Call “might” be a little too late on this great stock
Bonanza Creek Energy Inc. (NYSE:BCEI) is a company that you might not have ever heard of, but is one that is growing rapid and is performing exceptionally well. In the last year it has returned gains of 115% and is one of the very few companies to see several years of triple digit growth. And on Monday the stock rose another 4% as three firms raised their price target on the stock. Most notably, Societe Generale raised its target from $26 to $43 after the company’s strong earnings report. The firm noted an overall reserve growth of 21% in 2012, declining operating costs, and encouraging flow rates from the Wattenberg field as catalysts for the stock.
Bonanza Creek Energy Inc. (NYSE:BCEI) is a great company and a terrific stock that I wish I would have noticed earlier. However, my concern is whether or not these analysts have missed the boat. At this point, there are reasons to be both optimistic and pessimistic: It trades with a forward P/E ratio of just 19.20, but does have a price/sales ratio of almost 7.0. The company continues to see margin growth, has great cash flow, and its growth is remarkable in this economy. Therefore, I’d buy, and if a slight pullback occurs, then who cares? This is a long-term investment in a great company!
Great call but growth is still missing
Shares of Hewlett-Packard Company (NYSE:HPQ) have very quietly rallied more than 55% over the last three months, and on Monday the stock gained an additional 2.50% after an upgrade from Morgan Stanley. The analyst, Katy Huberty, upgraded shares to “Overweight” and praises the company for its consideration of cash-flow implications. The analyst believes that lower capex and an improved cash conversion cycle could lead to more free cash flow for the company.
Despite Hewlett-Packard’s massive gains it is still very cheap. The company is valued at $43 billion and has operating cash flow of almost $12 billion for the last 12 months. This ratio indicates that the stock is incredibly cheap. It trades with a price/sales of 0.36 and trades at just 6.39 times next year’s sales. However, the reason for this valuation is due to the company seeing no top-line growth.

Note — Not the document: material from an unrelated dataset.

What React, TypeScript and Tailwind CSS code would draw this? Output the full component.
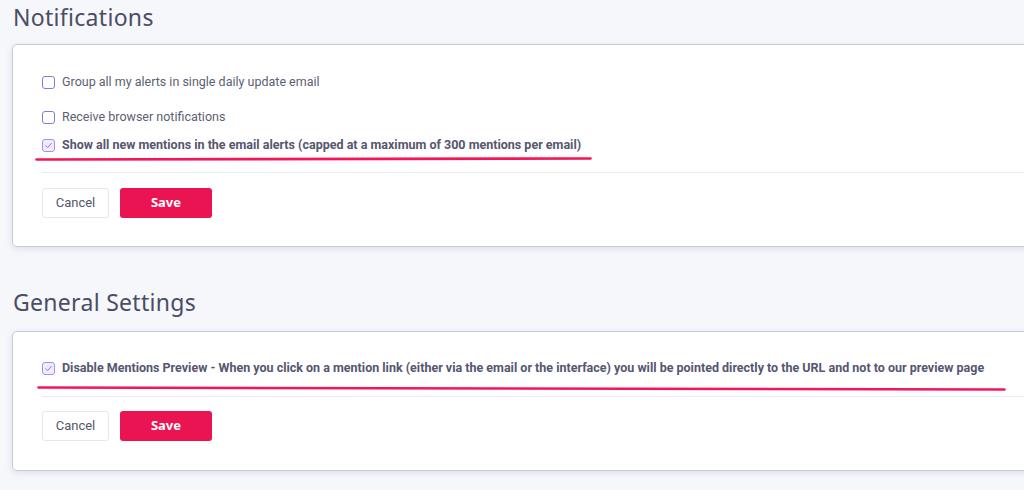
import React from "react";

const HEADING = "font-['Noto_Sans',sans-serif]";

function Box({ checked }: { checked?: boolean }) {
  return checked ? (
    <span className="flex h-[13px] w-[13px] shrink-0 items-center justify-center rounded-[3px] border-[1.5px] border-[#a490f2] bg-[#f1ecff]">
      <svg viewBox="0 0 10 10" className="h-[9px] w-[9px]" fill="none">
        <path d="M2 5.2 L4.1 7.3 L8.2 2.6" stroke="#8a74e6" strokeWidth={1.1} strokeLinecap="round" strokeLinejoin="round" />
      </svg>
    </span>
  ) : (
    <span className="h-[13px] w-[13px] shrink-0 rounded-[3px] border-[1.5px] border-[#8a7ad8] bg-white" />
  );
}

function Option({ label, checked }: { label: string; checked?: boolean }) {
  return (
    <label className="flex items-center gap-[7px] leading-none">
      <Box checked={checked} />
      <span className={checked ? "text-[12.5px] font-bold text-[#555670]" : "text-[12.5px] text-[#5d5e74]"}>{label}</span>
    </label>
  );
}

/** Hand-drawn highlighter stroke under the checked option. */
function Scribble({ width, drop }: { width: number; drop: number }) {
  return (
    <svg width={width} height={6} className="block" fill="none">
      <path d={`M1.5 2.5 Q ${width / 2} ${2 + drop / 2} ${width - 1.5} ${2.5 + drop}`} stroke="#f5165a" strokeWidth={2.6} strokeLinecap="round" />
    </svg>
  );
}

function Actions() {
  return (
    <div className="flex gap-[11px] px-[29px]">
      <button className="h-[30px] w-[67px] rounded-[3px] border border-[#e6e6f0] bg-white text-[13px] text-[#55566c]">Cancel</button>
      <button className={`h-[30px] w-[92px] rounded-[3px] bg-[#ea1452] text-[13px] font-bold text-white ${HEADING}`}>Save</button>
    </div>
  );
}

export default function App() {
  return (
    <div className="h-[490px] w-[1024px] overflow-hidden bg-[#f5f7fb] font-['Roboto',sans-serif]">
      <h2 className={`pl-[13px] pt-[3px] text-[23px] leading-[28px] tracking-[0.3px] text-[#4b4c66] ${HEADING}`}>Notifications</h2>

      <section className="ml-[12px] mt-[13px] h-[203px] w-[1030px] rounded-[5px] border border-[#c9c9d3] bg-white shadow-[0_2px_6px_rgba(120,120,160,0.18)]">
        <div className="flex flex-col px-[29px] pt-[31px]">
          <Option label="Group all my alerts in single daily update email" />
          <div className="mt-[22px]">
            <Option label="Receive browser notifications" />
          </div>
          <div className="mt-[15px]">
            <Option checked label="Show all new mentions in the email alerts (capped at a maximum of 300 mentions per email)" />
          </div>
        </div>
        <div className="ml-[22px] mt-[5px]">
          <Scribble width={557} drop={-1} />
        </div>
        <div className="ml-[29px] mt-[9px] border-t border-[#ececf6]" />
        <div className="mt-[15px]">
          <Actions />
        </div>
      </section>

      <h2 className={`mt-[41px] pl-[13px] text-[23px] leading-[28px] tracking-[0.3px] text-[#4b4c66] ${HEADING}`}>General Settings</h2>

      <section className="ml-[12px] mt-[15px] h-[140px] w-[1030px] rounded-[5px] border border-[#c9c9d3] bg-white shadow-[0_2px_6px_rgba(120,120,160,0.18)]">
        <div className="px-[29px] pt-[30px]">
          <Option checked label="Disable Mentions Preview - When you click on a mention link (either via the email or the interface) you will be pointed directly to the URL and not to our preview page" />
        </div>
        <div className="ml-[24px] mt-[10px]">
          <Scribble width={969} drop={2} />
        </div>
        <div className="ml-[29px] mt-[5px] border-t border-[#ececf6]" />
        <div className="mt-[14px]">
          <Actions />
        </div>
      </section>
    </div>
  );
}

Hewlett-Packard Company (NYSE:HPQ)’s operations are improving but the company doesn’t really have a product that captures the consumer. With that being said, I think the stock is fairly valued and that it could be a good investment. Personally, I want to see growth in my investments, but for a near zero growth company, and a forward yield of 2.40%, it’s hard to argue that the stock isn’t cheap.
Valuation call moves stock that lacks value
The controversial company Intuitive Surgical Inc. (NASDAQ:ISRG) saw a 4.50% pop on Monday as Canaccord called the stock cheap and upgraded it to “Buy.” Over the last month the stock has fallen by 15.5% due to questions regarding its robotic devices. However, the firm now believes that expectations have been lowered enough to where fundamental growth exceeds the valuation, using the PEG ratio as the determining factor to validate its “buy” rating.
Most good value investors know that when a stock trends higher, it almost always continues until being overvalued, and when it trends lower, it will reach a point of extreme value. Therefore, with the rumors surrounding this company, and with the stock trading at 30 times earnings, I don’t think that level has been reached. I don’t know what will come of the questions surrounding the company’s machines, but if perception is on the downtrend, then I suspect its stock will continue to fall as well. Bottom line: I think there is too much risk at this time.
In my book, “Taking Charge With Value Investing (McGraw-Hill, 2013)” I thoroughly discuss how to assess the opinions of analysts, and how to use them to your advantage. Typically, there are two types of calls, those that “follow the trend” and those who call “regardless of the trend”. It is important to distinguish between these two groups, and to not follow the performance that a call creates, but rather read and incorporate the notes as part of your research. Then, when you are able to find inconsistencies between value and valuation you will be better prepared to capitalize on the opportunity.